- Location: Lower Juba, Somalia
- Nearest city: Kismayo
- Coordinates: 1°23′S 41°35′E﻿ / ﻿1.39°S 41.59°E
- Area: 3,340 km^{2} (1,290 sq mi)

= Lag Badana National Park =

National park in Somalia

Lag Badana National Park (Bushbush National Park) is a national park of Somalia. It is located on the far southern coast, next to the border with Kenya.

==History==
Lag Badana was the first national park to be established in the country. During the second half of the 1980s, the Ministry of Tourism under the Siad Barre administration sought to center the tourist industry in the vicinity of the park, with nearby coral reefs and offshore islands likewise envisioned as part of the development.

By 1989, newer legislation was drafted governing the establishment of national parks, game reserves and special reserves. The conservation of wildlife resources was at this time overseen by the Ministry of Livestock, Forestry and Range's National Range Agency. Its Department of Wildlife also operated an independent law-enforcement unit, which had been created through presidential decree.

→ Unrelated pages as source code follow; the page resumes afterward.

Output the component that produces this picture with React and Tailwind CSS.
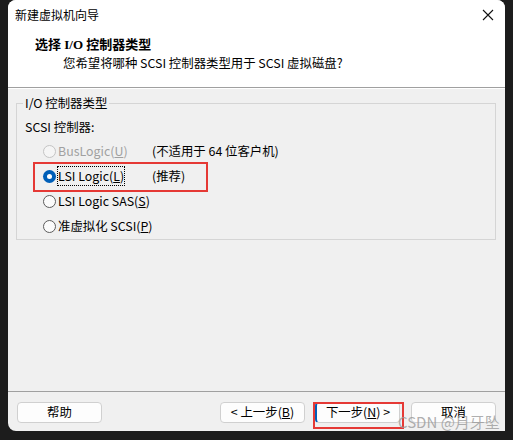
import React from "react";

const font = { fontFamily: '"Noto Sans CJK SC", "Noto Sans", sans-serif' };

function Radio({ state }) {
  if (state === "checked") {
    return (
      <span className="w-[13px] h-[13px] rounded-full bg-[#005fb8] flex items-center justify-center shrink-0">
        <span className="w-[5px] h-[5px] rounded-full bg-white" />
      </span>
    );
  }
  if (state === "disabled") {
    return <span className="w-[13px] h-[13px] rounded-full border border-[#c4c4c4] bg-[#f5f5f5] shrink-0" />;
  }
  return <span className="w-[13px] h-[13px] rounded-full border border-[#5c5c5c] bg-[#fbfbfb] shrink-0" />;
}

function Row({ state, label, note, focus }) {
  return (
    <div className="h-[25px] flex items-center pl-[26px] whitespace-nowrap">
      <Radio state={state} />
      <span className={`ml-[2px] min-w-[94px] ${state === "disabled" ? "text-[#a0a0a0]" : "text-black"}`}>
        <span className={focus ? "outline outline-1 outline-dotted outline-black" : ""}>{label}</span>
      </span>
      {note && <span className="text-black">{note}</span>}
    </div>
  );
}

function Btn({ children, focus }) {
  return (
    <div
      className={`w-[85px] h-[21px] rounded-[4px] border border-[#d0d0d0] bg-[#fdfdfd] flex items-center justify-center text-black whitespace-nowrap ${
        focus ? "border-l-2 border-l-[#005fb8]" : ""
      }`}
    >
      {children}
    </div>
  );
}

export default function App() {
  return (
    <div className="w-[513px] h-[440px] bg-[#1c1c1c] px-[8px] text-[12.4px]" style={font}>
      <div className="relative w-[497px] h-[431px] bg-[#f0f0f0] rounded-t-[8px] rounded-bl-[8px] overflow-hidden flex flex-col">
        {/* title bar + header */}
        <div className="bg-white h-[88px] border-b border-[#a0a0a0] flex flex-col">
          <div className="h-[30px] flex items-center justify-between pl-[7px] pr-[11px]">
            <span className="text-black text-[12px]">新建虚拟机向导</span>
            <svg width="12" height="12" viewBox="0 0 12 12">
              <path d="M1 1 L11 11 M11 1 L1 11" stroke="#111" strokeWidth="1.1" />
            </svg>
          </div>
          <div
            className="pl-[27px] mt-[6px] font-bold text-[13px] text-black leading-[18px]"
            style={{ fontFamily: '"Liberation Serif", "Noto Sans CJK SC", serif' }}
          >
            选择 I/O 控制器类型
          </div>
          <div className="pl-[55px] leading-[18px] text-black">您希望将哪种 SCSI 控制器类型用于 SCSI 虚拟磁盘?</div>
        </div>
        <div className="h-px bg-white" />

        {/* group box */}
        <div className="relative mt-[14px] ml-[8px] w-[480px] h-[137px] border border-[#d5d5d5]">
          <span className="absolute -top-[9px] left-[6px] px-[2px] bg-[#f0f0f0] leading-[16px] text-black">I/O 控制器类型</span>
          <div className="pt-[15px] pl-[8px] leading-[16px] text-black">SCSI 控制器:</div>
          <div className="mt-[4px]">
            <Row state="disabled" label={<>BusLogic(<u>U</u>)</>} note="(不适用于 64 位客户机)" />
            <Row state="checked" label={<>LSI Logic(<u>L</u>)</>} note="(推荐)" focus />
            <Row state="none" label={<>LSI Logic SAS(<u>S</u>)</>} />
            <Row state="none" label={<>准虚拟化 SCSI(<u>P</u>)</>} />
          </div>
        </div>

        <div className="flex-1" />
        <div className="h-px bg-[#a0a0a0]" />
        <div className="h-[39px] flex items-start pt-[10px] pl-[9px] pr-[9px]">
          <Btn>帮助</Btn>
          <div className="flex-1" />
          <Btn>&lt; 上一步(<u>B</u>)</Btn>
          <div className="w-[10px]" />
          <Btn focus>下一步(<u>N</u>) &gt;</Btn>
          <div className="w-[11px]" />
          <Btn>取消</Btn>
        </div>

        {/* annotations */}
        <div className="absolute left-[25px] top-[162px] w-[175px] h-[30px] border-2 border-[#e53935]" />
        <div className="absolute left-[305px] top-[402px] w-[91px] h-[27px] border-2 border-[#e53935]" />
        <div className="absolute left-[390px] top-[414px] text-[15px] text-[#9a9a9a]/80 leading-[16px] whitespace-nowrap">
          CSDN @月牙坠
        </div>
      </div>
    </div>
  );
}
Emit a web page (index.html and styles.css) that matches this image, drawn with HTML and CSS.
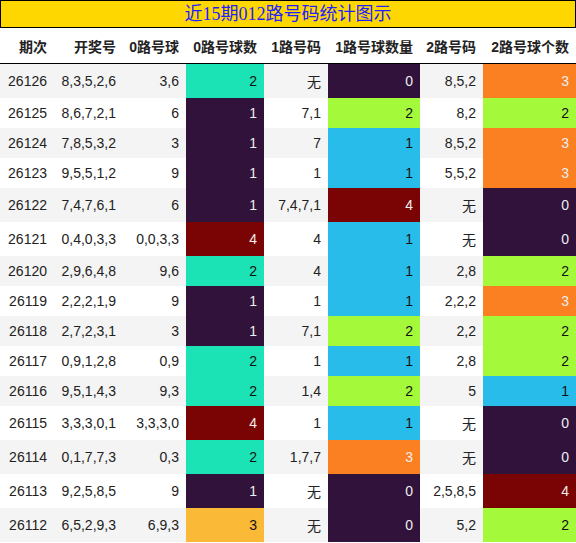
FILE: index.html
```html
<!DOCTYPE html>
<html lang="zh">
<head>
    <meta charset="UTF-8">
    <title>近15期012路号码统计图示</title>
    <link rel="stylesheet" href="styles.css">
</head>
<body>
    <div class="title">近15期012路号码统计图示</div>

    <table class="stats">
        <colgroup>
            <col class="w-issue">
            <col class="w-draw">
            <col class="w-nums">
            <col class="w-count">
            <col class="w-nums1">
            <col class="w-count1">
            <col class="w-nums2">
            <col class="w-count2">
        </colgroup>
        <thead>
            <tr>
                <th>期次</th>
                <th>开奖号</th>
                <th>0路号球</th>
                <th>0路号球数</th>
                <th>1路号码</th>
                <th>1路号球数量</th>
                <th>2路号码</th>
                <th>2路号球个数</th>
            </tr>
        </thead>
        <tbody>
            <tr><td>26126</td><td>8,3,5,2,6</td><td>3,6</td><td class="c2">2</td><td>无</td><td class="c0">0</td><td>8,5,2</td><td class="c3">3</td></tr>
            <tr><td>26125</td><td>8,6,7,2,1</td><td>6</td><td class="c0">1</td><td>7,1</td><td class="c2b">2</td><td>8,2</td><td class="c2b">2</td></tr>
            <tr><td>26124</td><td>7,8,5,3,2</td><td>3</td><td class="c0">1</td><td>7</td><td class="c1">1</td><td>8,5,2</td><td class="c3">3</td></tr>
            <tr><td>26123</td><td>9,5,5,1,2</td><td>9</td><td class="c0">1</td><td>1</td><td class="c1">1</td><td>5,5,2</td><td class="c3">3</td></tr>
            <tr><td>26122</td><td>7,4,7,6,1</td><td>6</td><td class="c0">1</td><td>7,4,7,1</td><td class="c4">4</td><td>无</td><td class="c0">0</td></tr>
            <tr><td>26121</td><td>0,4,0,3,3</td><td>0,0,3,3</td><td class="c4">4</td><td>4</td><td class="c1">1</td><td>无</td><td class="c0">0</td></tr>
            <tr><td>26120</td><td>2,9,6,4,8</td><td>9,6</td><td class="c2">2</td><td>4</td><td class="c1">1</td><td>2,8</td><td class="c2b">2</td></tr>
            <tr><td>26119</td><td>2,2,2,1,9</td><td>9</td><td class="c0">1</td><td>1</td><td class="c1">1</td><td>2,2,2</td><td class="c3">3</td></tr>
            <tr><td>26118</td><td>2,7,2,3,1</td><td>3</td><td class="c0">1</td><td>7,1</td><td class="c2b">2</td><td>2,2</td><td class="c2b">2</td></tr>
            <tr><td>26117</td><td>0,9,1,2,8</td><td>0,9</td><td class="c2">2</td><td>1</td><td class="c1">1</td><td>2,8</td><td class="c2b">2</td></tr>
            <tr><td>26116</td><td>9,5,1,4,3</td><td>9,3</td><td class="c2">2</td><td>1,4</td><td class="c2b">2</td><td>5</td><td class="c1">1</td></tr>
            <tr><td>26115</td><td>3,3,3,0,1</td><td>3,3,3,0</td><td class="c4">4</td><td>1</td><td class="c1">1</td><td>无</td><td class="c0">0</td></tr>
            <tr><td>26114</td><td>0,1,7,7,3</td><td>0,3</td><td class="c2">2</td><td>1,7,7</td><td class="c3">3</td><td>无</td><td class="c0">0</td></tr>
            <tr><td>26113</td><td>9,2,5,8,5</td><td>9</td><td class="c0">1</td><td>无</td><td class="c0">0</td><td>2,5,8,5</td><td class="c4">4</td></tr>
            <tr><td>26112</td><td>6,5,2,9,3</td><td>6,9,3</td><td class="c3b">3</td><td>无</td><td class="c0">0</td><td>5,2</td><td class="c2b">2</td></tr>
        </tbody>
    </table>
</body>
</html>
```

FILE: styles.css
```css
body {
    margin: 0;
    background: #fff;
    font-family: "Liberation Sans", "Noto Sans CJK SC", sans-serif;
    font-size: 14px;
    color: #222;
}

/* Title bar */
.title {
    box-sizing: border-box;
    height: 28px;
    line-height: 26px;
    border: 1px solid #000;
    background-color: #ffd700;
    color: #1f1fff;
    text-align: center;
    font-family: "Liberation Serif", "Noto Sans CJK SC", serif;
    font-size: 18px;
}

/* Table */
.stats {
    width: 576px;
    border-collapse: collapse;
    table-layout: fixed;
}

.w-issue { width: 54px; }
.w-draw { width: 69px; }
.w-nums { width: 63px; }
.w-count { width: 78px; }
.w-nums1 { width: 64px; }
.w-count1 { width: 92px; }
.w-nums2 { width: 63px; }
.w-count2 { width: 93px; }

.stats th,
.stats td {
    padding: 7px 7px 7px 0;
    text-align: right;
    white-space: nowrap;
}

.stats th {
    padding-top: 8px;
    font-weight: bold;
    border-bottom: 1px solid #000;
    background: #fff;
}

.stats tbody tr:nth-child(odd) {
    background-color: #f4f4f4;
}

/* Colour scale for the counts */
.c0 { background-color: #30123b; color: #eee; }
.c1 { background-color: #28bceb; color: #111; }
.c2 { background-color: #1be3b5; color: #111; }
.c2b { background-color: #a4f93b; color: #111; }
.c3 { background-color: #fb8022; color: #eee; }
.c3b { background-color: #fbb938; color: #111; }
.c4 { background-color: #7a0403; color: #eee; }
```
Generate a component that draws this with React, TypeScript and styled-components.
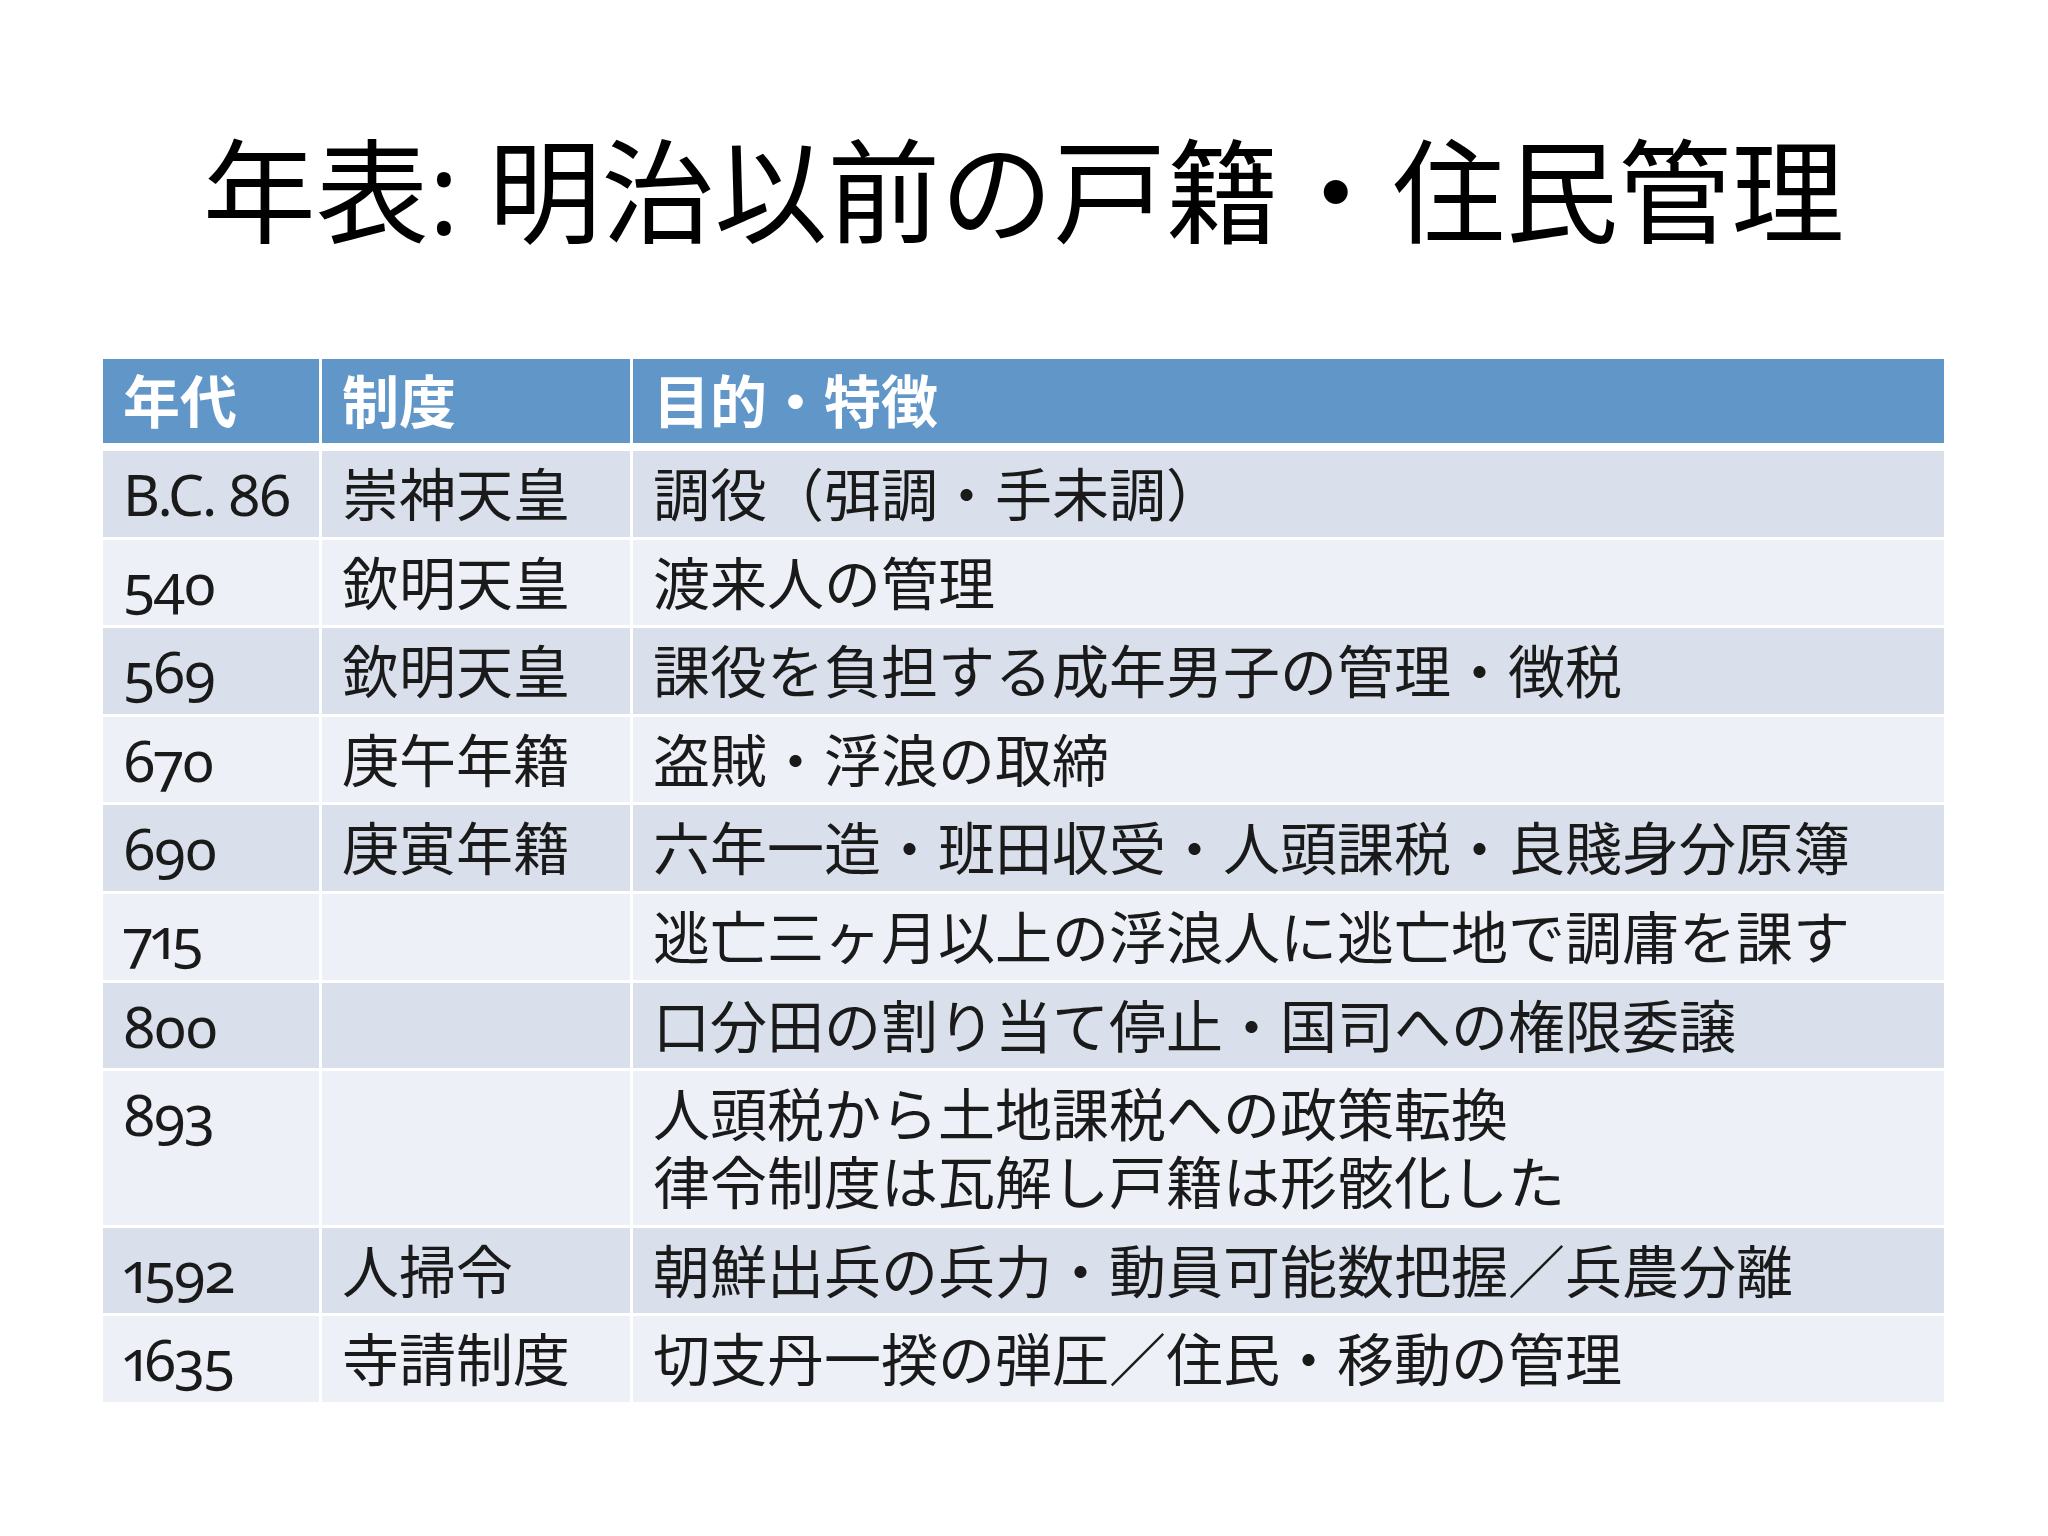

Following the outbreak of the civil war in 1991, development of the national park came to a halt. In August 2014, President Hassan Sheikh Mohamud announced a number of new development projects aimed at Somalia's youth. Among these was an initiative to assign leadership of the national park to young managers so as to strengthen environmental preservation and potential tourism opportunities.

==Environment==
The Lag Badana area contains over 200 vascular plant species and is home to rare small animals in the forests like the lesser kudu. Of the plants, around 20 are endemic. Since 2005, the protected area is considered a Lion Conservation Unit. The park has been designated an Important Bird Area (IBA) by BirdLife International.